[BEGIN]

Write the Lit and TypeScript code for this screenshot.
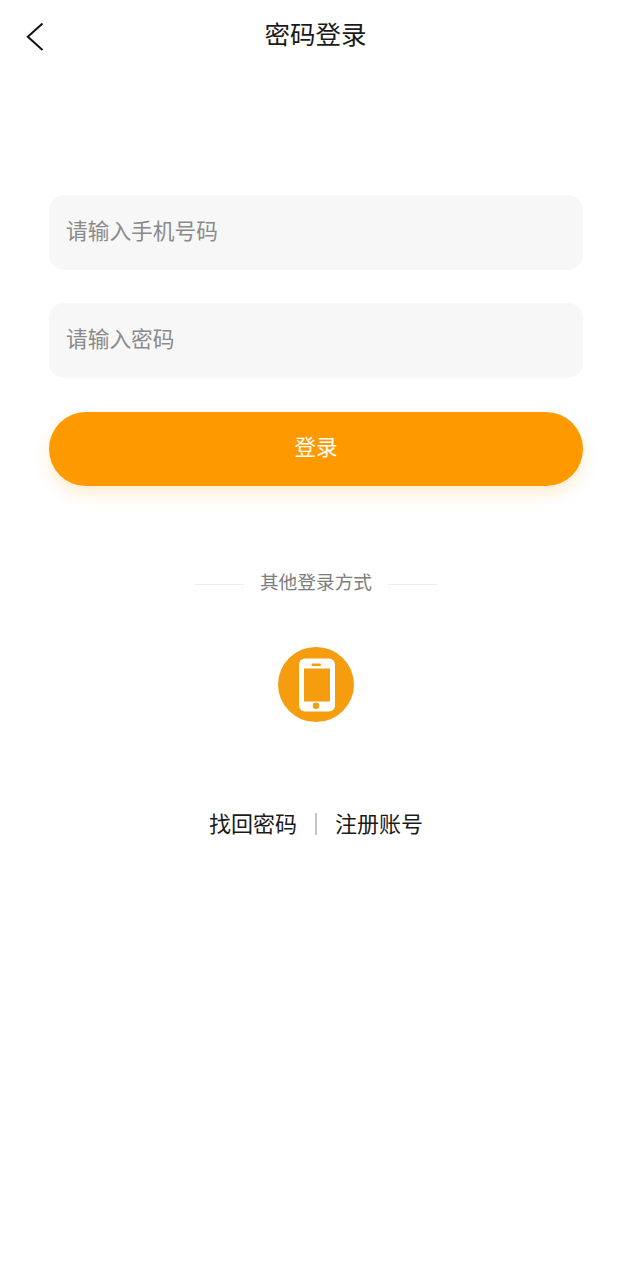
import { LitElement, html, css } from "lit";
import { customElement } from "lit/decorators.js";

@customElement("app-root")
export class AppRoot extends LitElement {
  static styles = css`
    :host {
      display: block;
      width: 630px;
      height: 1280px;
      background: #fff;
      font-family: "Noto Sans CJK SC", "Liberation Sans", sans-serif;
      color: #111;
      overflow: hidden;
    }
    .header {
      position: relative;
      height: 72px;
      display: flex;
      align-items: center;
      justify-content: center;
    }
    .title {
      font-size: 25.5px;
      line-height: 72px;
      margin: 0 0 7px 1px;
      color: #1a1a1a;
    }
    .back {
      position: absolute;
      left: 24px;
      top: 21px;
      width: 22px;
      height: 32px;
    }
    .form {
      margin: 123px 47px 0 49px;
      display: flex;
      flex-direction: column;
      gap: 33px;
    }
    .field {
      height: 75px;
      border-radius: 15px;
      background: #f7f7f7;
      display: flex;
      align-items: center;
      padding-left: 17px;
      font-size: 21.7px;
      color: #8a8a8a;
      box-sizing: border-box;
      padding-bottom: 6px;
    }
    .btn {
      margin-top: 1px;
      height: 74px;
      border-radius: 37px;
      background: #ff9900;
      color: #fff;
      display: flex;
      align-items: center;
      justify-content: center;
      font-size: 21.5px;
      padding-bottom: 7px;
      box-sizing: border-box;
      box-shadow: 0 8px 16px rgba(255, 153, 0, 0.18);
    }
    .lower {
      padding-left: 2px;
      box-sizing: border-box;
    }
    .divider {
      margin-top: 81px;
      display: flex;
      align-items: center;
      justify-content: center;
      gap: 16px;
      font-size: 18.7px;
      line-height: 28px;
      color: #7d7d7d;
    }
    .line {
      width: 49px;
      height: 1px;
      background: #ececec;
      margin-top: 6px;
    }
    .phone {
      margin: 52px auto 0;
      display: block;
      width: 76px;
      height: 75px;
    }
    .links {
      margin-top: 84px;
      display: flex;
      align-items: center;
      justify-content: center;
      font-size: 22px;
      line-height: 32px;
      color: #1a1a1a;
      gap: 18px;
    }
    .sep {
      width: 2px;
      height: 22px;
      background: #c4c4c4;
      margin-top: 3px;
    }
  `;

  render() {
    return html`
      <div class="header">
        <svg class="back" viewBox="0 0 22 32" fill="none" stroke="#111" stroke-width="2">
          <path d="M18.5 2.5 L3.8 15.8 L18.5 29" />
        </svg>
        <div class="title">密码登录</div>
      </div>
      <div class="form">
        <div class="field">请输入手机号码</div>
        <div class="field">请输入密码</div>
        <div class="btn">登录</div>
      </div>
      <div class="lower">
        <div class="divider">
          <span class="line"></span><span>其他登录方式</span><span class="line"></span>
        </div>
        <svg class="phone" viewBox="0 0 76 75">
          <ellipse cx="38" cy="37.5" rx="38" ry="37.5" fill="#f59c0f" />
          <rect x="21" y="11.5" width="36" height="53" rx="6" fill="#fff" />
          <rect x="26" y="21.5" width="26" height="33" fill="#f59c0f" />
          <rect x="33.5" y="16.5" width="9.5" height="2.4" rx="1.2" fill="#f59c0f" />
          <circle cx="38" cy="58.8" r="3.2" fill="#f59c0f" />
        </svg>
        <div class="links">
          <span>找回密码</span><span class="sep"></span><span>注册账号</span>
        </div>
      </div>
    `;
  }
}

[END]

Goal -
Pictures are excluded; copy all other data exactly as shown.

Solution to this task -
Write the Lit and TypeScript code for this screenshot.
import { LitElement, html, css } from "lit";
import { customElement } from "lit/decorators.js";

@customElement("app-root")
export class AppRoot extends LitElement {
  static styles = css`
    :host {
      display: block;
      width: 630px;
      height: 1280px;
      background: #fff;
      font-family: "Noto Sans CJK SC", "Liberation Sans", sans-serif;
      color: #111;
      overflow: hidden;
    }
    .header {
      position: relative;
      height: 72px;
      display: flex;
      align-items: center;
      justify-content: center;
    }
    .title {
      font-size: 25.5px;
      line-height: 72px;
      margin: 0 0 7px 1px;
      color: #1a1a1a;
    }
    .back {
      position: absolute;
      left: 24px;
      top: 21px;
      width: 22px;
      height: 32px;
    }
    .form {
      margin: 123px 47px 0 49px;
      display: flex;
      flex-direction: column;
      gap: 33px;
    }
    .field {
      height: 75px;
      border-radius: 15px;
      background: #f7f7f7;
      display: flex;
      align-items: center;
      padding-left: 17px;
      font-size: 21.7px;
      color: #8a8a8a;
      box-sizing: border-box;
      padding-bottom: 6px;
    }
    .btn {
      margin-top: 1px;
      height: 74px;
      border-radius: 37px;
      background: #ff9900;
      color: #fff;
      display: flex;
      align-items: center;
      justify-content: center;
      font-size: 21.5px;
      padding-bottom: 7px;
      box-sizing: border-box;
      box-shadow: 0 8px 16px rgba(255, 153, 0, 0.18);
    }
    .lower {
      padding-left: 2px;
      box-sizing: border-box;
    }
    .divider {
      margin-top: 81px;
      display: flex;
      align-items: center;
      justify-content: center;
      gap: 16px;
      font-size: 18.7px;
      line-height: 28px;
      color: #7d7d7d;
    }
    .line {
      width: 49px;
      height: 1px;
      background: #ececec;
      margin-top: 6px;
    }
    .phone {
      margin: 52px auto 0;
      display: block;
      width: 76px;
      height: 75px;
    }
    .links {
      margin-top: 84px;
      display: flex;
      align-items: center;
      justify-content: center;
      font-size: 22px;
      line-height: 32px;
      color: #1a1a1a;
      gap: 18px;
    }
    .sep {
      width: 2px;
      height: 22px;
      background: #c4c4c4;
      margin-top: 3px;
    }
  `;

  render() {
    return html`
      <div class="header">
        <svg class="back" viewBox="0 0 22 32" fill="none" stroke="#111" stroke-width="2">
          <path d="M18.5 2.5 L3.8 15.8 L18.5 29" />
        </svg>
        <div class="title">密码登录</div>
      </div>
      <div class="form">
        <div class="field">请输入手机号码</div>
        <div class="field">请输入密码</div>
        <div class="btn">登录</div>
      </div>
      <div class="lower">
        <div class="divider">
          <span class="line"></span><span>其他登录方式</span><span class="line"></span>
        </div>
        <svg class="phone" viewBox="0 0 76 75">
          <ellipse cx="38" cy="37.5" rx="38" ry="37.5" fill="#f59c0f" />
          <rect x="21" y="11.5" width="36" height="53" rx="6" fill="#fff" />
          <rect x="26" y="21.5" width="26" height="33" fill="#f59c0f" />
          <rect x="33.5" y="16.5" width="9.5" height="2.4" rx="1.2" fill="#f59c0f" />
          <circle cx="38" cy="58.8" r="3.2" fill="#f59c0f" />
        </svg>
        <div class="links">
          <span>找回密码</span><span class="sep"></span><span>注册账号</span>
        </div>
      </div>
    `;
  }
}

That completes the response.